§ GOAL
Keep only the lines of the data below that contain "index", and copy them.

########################################

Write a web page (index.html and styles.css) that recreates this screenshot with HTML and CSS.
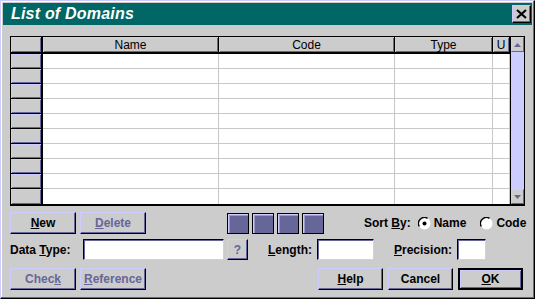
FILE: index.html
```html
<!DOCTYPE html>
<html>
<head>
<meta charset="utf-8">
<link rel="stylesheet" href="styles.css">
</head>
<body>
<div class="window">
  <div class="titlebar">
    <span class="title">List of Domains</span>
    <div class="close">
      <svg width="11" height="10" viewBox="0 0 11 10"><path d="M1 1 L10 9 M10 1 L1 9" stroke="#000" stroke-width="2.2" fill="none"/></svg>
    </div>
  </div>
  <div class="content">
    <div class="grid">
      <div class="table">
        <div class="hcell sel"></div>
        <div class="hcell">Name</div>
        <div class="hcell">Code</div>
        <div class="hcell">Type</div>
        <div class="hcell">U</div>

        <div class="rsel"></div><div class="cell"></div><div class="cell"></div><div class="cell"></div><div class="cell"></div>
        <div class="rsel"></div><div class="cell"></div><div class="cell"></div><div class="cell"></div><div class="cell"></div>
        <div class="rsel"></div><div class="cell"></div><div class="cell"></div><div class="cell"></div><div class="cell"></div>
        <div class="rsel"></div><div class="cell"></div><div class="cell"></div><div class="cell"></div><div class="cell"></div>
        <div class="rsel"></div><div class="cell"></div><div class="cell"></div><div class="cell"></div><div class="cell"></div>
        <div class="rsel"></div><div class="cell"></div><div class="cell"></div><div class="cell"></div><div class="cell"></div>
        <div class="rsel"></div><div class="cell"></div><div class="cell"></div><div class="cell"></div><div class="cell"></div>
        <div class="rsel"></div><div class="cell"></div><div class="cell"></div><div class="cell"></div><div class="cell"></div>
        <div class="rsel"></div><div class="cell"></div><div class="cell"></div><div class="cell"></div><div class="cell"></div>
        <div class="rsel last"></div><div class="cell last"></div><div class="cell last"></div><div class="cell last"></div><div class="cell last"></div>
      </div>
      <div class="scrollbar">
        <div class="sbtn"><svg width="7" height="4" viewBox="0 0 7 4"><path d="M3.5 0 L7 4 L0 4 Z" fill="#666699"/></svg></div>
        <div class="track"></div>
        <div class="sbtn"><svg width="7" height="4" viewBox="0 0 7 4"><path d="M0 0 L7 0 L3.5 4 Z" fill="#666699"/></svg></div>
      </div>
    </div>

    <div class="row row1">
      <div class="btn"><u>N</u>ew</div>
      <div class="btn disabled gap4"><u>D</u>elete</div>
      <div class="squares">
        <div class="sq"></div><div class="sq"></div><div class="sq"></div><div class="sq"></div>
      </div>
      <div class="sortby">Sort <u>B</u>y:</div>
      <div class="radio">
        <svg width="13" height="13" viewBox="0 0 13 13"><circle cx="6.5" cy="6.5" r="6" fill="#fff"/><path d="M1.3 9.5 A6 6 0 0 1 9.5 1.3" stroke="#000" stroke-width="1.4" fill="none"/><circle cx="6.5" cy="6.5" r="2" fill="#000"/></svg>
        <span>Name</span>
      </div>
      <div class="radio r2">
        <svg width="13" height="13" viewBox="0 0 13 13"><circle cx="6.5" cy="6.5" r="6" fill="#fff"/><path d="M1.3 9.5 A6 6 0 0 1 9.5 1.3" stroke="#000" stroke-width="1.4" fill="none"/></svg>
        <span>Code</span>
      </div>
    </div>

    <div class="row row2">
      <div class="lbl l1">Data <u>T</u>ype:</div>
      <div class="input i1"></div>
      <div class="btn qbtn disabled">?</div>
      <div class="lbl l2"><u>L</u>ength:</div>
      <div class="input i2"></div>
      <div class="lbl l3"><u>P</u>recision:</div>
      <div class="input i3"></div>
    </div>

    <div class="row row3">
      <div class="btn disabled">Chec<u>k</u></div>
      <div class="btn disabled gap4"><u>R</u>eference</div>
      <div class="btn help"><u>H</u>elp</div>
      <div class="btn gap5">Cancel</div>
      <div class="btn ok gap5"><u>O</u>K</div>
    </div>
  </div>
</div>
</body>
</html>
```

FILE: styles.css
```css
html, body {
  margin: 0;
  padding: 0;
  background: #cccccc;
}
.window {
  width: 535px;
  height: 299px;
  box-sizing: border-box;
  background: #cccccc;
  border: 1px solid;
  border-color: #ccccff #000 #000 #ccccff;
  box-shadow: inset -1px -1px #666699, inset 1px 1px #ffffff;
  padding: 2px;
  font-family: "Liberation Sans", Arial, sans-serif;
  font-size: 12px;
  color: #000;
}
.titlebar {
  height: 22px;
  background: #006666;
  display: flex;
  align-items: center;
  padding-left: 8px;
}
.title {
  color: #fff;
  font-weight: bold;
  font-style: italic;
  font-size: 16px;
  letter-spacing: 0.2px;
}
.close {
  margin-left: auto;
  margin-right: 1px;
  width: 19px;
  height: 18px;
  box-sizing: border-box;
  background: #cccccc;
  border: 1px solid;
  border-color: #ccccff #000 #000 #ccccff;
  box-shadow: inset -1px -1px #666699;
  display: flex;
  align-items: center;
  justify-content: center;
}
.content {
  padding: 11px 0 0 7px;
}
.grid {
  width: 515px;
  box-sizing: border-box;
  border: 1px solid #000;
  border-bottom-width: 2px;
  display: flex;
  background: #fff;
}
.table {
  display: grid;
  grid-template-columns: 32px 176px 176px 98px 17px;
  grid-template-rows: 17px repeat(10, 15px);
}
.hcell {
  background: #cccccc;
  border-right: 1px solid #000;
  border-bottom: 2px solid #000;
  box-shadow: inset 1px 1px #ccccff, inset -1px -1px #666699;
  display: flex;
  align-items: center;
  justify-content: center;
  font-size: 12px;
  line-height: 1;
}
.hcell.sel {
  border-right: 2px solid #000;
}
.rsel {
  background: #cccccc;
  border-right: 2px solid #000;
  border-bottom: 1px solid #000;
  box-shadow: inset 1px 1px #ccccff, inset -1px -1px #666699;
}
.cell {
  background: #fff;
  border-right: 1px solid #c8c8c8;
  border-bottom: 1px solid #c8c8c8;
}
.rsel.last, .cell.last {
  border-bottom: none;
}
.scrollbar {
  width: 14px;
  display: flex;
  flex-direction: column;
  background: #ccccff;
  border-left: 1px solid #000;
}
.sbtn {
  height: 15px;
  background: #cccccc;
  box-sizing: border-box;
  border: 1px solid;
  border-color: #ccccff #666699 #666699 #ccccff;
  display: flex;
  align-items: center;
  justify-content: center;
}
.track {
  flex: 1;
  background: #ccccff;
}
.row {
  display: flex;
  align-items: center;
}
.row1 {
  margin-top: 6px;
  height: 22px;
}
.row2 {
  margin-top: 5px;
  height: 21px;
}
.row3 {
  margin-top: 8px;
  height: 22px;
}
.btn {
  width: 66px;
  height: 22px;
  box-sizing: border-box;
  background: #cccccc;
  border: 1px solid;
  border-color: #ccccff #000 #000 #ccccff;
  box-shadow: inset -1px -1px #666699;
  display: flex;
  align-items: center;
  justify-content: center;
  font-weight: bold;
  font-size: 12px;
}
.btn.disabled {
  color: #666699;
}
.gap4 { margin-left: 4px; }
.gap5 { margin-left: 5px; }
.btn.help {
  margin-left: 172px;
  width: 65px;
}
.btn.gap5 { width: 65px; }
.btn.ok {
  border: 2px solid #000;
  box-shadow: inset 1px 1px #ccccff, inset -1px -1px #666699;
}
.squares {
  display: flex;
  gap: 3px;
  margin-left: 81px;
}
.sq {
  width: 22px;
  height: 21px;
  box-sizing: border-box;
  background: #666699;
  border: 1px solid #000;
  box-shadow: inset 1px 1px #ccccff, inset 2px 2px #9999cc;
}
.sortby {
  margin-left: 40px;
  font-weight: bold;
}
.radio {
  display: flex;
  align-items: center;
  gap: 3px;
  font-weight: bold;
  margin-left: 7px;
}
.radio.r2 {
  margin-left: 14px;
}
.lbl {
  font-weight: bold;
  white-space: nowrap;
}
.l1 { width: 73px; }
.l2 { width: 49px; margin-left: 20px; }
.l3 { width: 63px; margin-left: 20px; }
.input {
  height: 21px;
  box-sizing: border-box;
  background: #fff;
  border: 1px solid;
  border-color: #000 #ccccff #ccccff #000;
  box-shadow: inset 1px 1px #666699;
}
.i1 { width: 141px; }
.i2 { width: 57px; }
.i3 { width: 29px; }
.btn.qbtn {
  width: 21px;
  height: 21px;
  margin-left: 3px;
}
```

########################################

§ COMPLETE RESPONSE
Write a web page (index.html and styles.css) that recreates this screenshot with HTML and CSS.
FILE: index.html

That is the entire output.